Exercise: Identify every line containing the word "styles" and reproduce each one.

Source data:

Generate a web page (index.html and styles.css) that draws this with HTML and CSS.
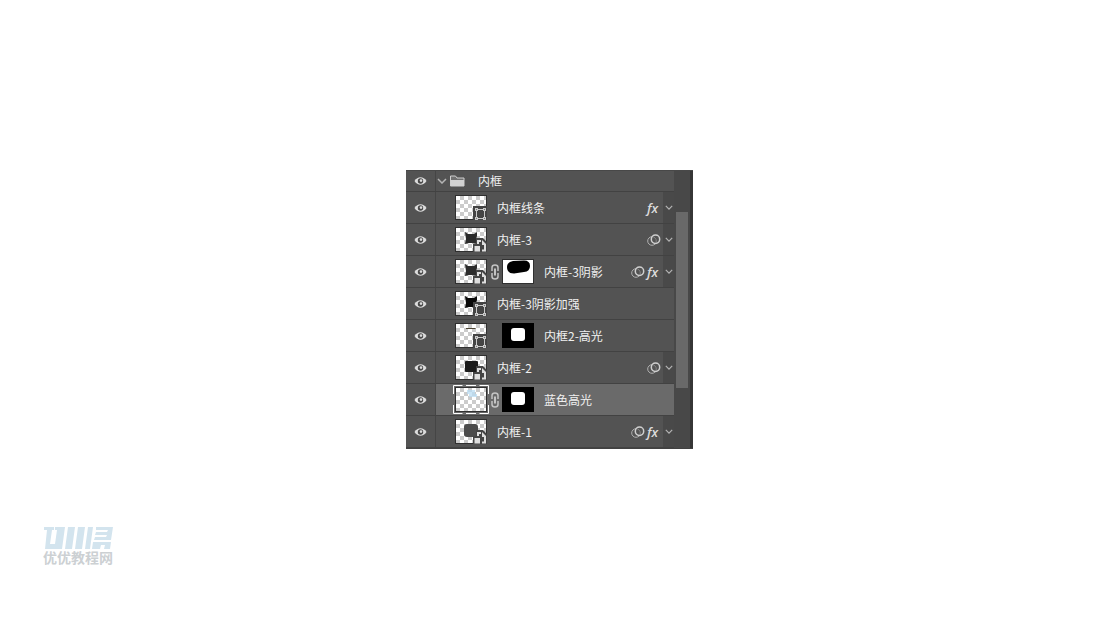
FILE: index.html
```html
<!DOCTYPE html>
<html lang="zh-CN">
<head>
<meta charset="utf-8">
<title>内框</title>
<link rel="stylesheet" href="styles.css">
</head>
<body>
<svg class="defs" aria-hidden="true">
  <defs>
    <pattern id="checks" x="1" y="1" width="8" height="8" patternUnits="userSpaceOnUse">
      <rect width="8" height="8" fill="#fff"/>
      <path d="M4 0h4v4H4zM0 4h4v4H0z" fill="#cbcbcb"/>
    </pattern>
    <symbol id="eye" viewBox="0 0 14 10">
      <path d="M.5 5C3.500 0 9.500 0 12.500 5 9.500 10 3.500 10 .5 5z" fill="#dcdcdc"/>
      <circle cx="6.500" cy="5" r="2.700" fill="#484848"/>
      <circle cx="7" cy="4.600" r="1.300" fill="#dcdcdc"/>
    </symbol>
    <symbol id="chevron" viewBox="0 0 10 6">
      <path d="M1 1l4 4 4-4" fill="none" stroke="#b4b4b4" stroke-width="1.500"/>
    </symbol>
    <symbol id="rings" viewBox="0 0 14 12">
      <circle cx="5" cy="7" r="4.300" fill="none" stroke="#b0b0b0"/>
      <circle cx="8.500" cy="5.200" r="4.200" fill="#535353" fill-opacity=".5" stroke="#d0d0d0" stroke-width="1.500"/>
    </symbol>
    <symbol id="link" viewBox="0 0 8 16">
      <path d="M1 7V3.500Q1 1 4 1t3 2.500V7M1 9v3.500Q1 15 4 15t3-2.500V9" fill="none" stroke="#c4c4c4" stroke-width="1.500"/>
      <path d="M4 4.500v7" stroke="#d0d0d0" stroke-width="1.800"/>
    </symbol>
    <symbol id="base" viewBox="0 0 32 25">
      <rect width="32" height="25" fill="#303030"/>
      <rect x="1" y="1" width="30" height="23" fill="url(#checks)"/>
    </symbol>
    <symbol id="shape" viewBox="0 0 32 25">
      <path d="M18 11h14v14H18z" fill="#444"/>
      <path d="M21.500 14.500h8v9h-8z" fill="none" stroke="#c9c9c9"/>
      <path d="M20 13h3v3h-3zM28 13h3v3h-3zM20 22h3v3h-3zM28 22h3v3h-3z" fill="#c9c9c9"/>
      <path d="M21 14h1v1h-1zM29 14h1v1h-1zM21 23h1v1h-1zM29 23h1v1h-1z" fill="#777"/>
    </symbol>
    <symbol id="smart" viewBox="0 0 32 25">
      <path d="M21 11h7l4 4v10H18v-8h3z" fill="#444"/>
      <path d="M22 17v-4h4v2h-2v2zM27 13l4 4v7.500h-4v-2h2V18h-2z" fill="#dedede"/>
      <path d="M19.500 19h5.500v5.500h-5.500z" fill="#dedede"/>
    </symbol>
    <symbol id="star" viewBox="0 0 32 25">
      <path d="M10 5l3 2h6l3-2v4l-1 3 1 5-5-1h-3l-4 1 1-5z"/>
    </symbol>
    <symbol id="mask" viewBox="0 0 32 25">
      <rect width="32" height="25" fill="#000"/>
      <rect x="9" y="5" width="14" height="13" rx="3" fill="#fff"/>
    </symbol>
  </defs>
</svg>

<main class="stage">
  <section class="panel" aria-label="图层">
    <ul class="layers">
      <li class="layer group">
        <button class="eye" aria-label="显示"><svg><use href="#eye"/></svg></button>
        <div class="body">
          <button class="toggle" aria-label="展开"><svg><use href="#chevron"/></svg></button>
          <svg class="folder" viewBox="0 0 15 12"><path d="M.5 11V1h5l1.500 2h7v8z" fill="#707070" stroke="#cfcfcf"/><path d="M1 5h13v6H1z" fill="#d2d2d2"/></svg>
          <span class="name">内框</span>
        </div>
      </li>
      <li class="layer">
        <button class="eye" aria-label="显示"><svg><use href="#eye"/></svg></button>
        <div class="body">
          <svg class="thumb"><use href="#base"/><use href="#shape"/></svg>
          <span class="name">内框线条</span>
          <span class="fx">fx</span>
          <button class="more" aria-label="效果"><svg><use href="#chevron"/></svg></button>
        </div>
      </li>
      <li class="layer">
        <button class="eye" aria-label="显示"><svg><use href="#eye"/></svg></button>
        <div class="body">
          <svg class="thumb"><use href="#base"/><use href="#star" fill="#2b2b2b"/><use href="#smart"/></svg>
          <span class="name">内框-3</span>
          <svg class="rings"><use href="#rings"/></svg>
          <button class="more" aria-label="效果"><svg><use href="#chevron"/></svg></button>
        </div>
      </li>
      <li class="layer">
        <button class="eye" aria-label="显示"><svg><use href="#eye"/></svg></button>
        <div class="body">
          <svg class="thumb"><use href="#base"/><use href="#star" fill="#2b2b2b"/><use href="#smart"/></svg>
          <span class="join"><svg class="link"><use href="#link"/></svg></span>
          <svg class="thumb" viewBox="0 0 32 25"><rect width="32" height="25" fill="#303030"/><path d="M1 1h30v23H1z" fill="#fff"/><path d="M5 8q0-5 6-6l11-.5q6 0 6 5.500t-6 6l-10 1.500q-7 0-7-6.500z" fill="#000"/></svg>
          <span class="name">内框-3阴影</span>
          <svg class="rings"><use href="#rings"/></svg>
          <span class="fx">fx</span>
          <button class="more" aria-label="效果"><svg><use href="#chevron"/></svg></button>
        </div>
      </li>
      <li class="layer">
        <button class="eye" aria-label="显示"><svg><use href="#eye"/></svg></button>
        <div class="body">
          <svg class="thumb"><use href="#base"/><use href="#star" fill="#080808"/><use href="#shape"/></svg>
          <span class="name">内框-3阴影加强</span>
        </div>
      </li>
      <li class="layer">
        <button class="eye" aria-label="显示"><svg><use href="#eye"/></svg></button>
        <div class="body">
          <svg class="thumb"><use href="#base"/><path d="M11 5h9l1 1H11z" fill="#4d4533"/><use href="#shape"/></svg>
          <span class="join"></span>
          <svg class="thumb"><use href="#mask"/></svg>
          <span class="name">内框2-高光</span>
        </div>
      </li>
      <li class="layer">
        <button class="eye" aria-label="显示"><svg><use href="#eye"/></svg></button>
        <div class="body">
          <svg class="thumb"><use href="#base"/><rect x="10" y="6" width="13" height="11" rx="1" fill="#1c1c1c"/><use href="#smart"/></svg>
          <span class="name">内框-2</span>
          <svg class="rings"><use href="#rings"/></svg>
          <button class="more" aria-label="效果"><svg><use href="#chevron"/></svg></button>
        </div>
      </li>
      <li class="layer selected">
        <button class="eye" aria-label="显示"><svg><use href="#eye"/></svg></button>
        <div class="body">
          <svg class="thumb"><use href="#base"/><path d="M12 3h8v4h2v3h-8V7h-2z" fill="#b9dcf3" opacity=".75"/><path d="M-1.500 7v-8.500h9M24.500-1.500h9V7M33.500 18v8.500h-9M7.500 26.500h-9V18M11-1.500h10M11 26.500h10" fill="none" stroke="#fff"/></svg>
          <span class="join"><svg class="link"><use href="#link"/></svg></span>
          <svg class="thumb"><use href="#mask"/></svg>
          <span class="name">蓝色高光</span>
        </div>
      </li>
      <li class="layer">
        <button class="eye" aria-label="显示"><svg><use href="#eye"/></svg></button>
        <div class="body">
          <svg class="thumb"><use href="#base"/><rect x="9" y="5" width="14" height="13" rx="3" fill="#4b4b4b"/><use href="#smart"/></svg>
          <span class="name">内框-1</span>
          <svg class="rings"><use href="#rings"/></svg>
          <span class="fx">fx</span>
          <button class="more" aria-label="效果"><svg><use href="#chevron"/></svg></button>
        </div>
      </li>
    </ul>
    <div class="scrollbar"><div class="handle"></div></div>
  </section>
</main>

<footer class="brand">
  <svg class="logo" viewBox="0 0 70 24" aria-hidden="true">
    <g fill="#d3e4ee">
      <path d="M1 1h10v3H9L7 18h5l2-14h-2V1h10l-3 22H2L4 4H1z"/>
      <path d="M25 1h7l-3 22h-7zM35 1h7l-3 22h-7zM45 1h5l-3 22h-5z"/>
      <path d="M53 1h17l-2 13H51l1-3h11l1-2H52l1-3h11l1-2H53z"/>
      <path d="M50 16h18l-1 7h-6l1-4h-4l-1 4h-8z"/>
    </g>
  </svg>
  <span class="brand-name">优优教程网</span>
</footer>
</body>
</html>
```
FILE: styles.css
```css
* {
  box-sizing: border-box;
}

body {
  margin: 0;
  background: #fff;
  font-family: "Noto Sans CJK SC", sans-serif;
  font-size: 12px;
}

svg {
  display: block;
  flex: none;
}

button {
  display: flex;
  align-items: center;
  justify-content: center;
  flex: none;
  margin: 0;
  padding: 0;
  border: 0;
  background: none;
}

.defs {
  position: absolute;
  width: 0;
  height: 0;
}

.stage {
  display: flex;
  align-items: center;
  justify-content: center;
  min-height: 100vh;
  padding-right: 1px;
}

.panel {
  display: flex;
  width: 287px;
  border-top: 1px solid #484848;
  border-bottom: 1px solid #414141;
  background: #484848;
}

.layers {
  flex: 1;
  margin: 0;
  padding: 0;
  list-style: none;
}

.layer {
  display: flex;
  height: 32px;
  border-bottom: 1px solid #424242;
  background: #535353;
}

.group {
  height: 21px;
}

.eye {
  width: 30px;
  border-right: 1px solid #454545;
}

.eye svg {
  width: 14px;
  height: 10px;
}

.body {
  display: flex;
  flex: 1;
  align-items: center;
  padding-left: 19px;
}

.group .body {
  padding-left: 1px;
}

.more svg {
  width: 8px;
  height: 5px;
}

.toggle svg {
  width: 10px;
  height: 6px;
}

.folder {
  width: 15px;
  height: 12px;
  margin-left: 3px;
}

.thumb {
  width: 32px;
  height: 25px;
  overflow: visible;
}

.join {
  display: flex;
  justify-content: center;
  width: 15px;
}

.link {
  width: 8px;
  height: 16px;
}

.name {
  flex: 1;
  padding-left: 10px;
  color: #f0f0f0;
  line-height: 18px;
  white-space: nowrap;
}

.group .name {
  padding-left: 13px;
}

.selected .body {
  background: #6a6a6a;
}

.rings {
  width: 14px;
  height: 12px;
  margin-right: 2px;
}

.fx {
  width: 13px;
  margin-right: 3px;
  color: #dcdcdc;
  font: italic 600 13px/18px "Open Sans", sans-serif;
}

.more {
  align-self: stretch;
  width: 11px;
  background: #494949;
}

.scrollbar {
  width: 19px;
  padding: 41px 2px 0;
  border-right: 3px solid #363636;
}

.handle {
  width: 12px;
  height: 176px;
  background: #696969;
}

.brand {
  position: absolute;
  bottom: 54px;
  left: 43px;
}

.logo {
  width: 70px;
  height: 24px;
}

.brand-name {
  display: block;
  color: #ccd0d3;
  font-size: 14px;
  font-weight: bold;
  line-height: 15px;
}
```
--
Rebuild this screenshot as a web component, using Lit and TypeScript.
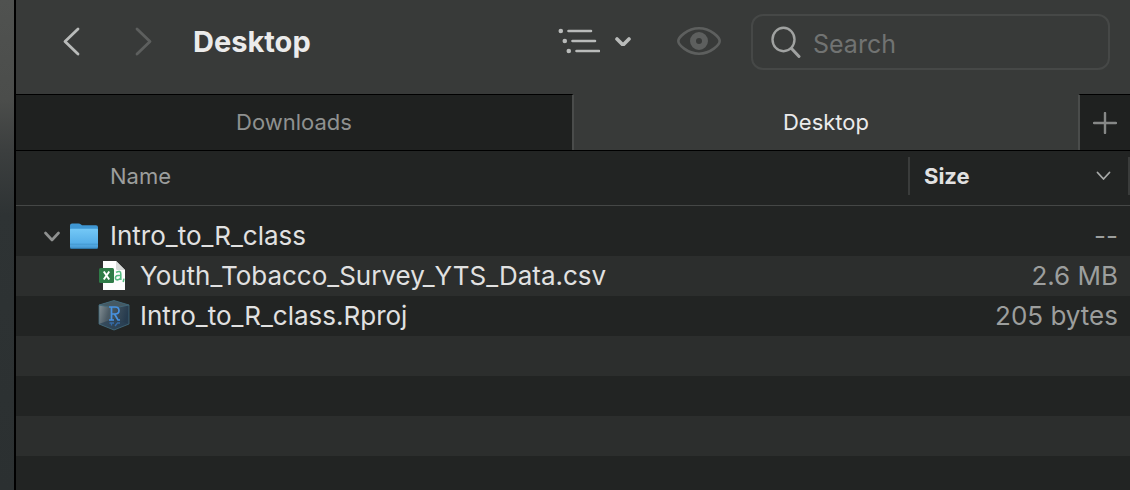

Answer to the task:
Generate a web page (index.html and styles.css) that draws this with HTML and CSS.
<link rel="stylesheet" href="styles.css">
FILE: styles.css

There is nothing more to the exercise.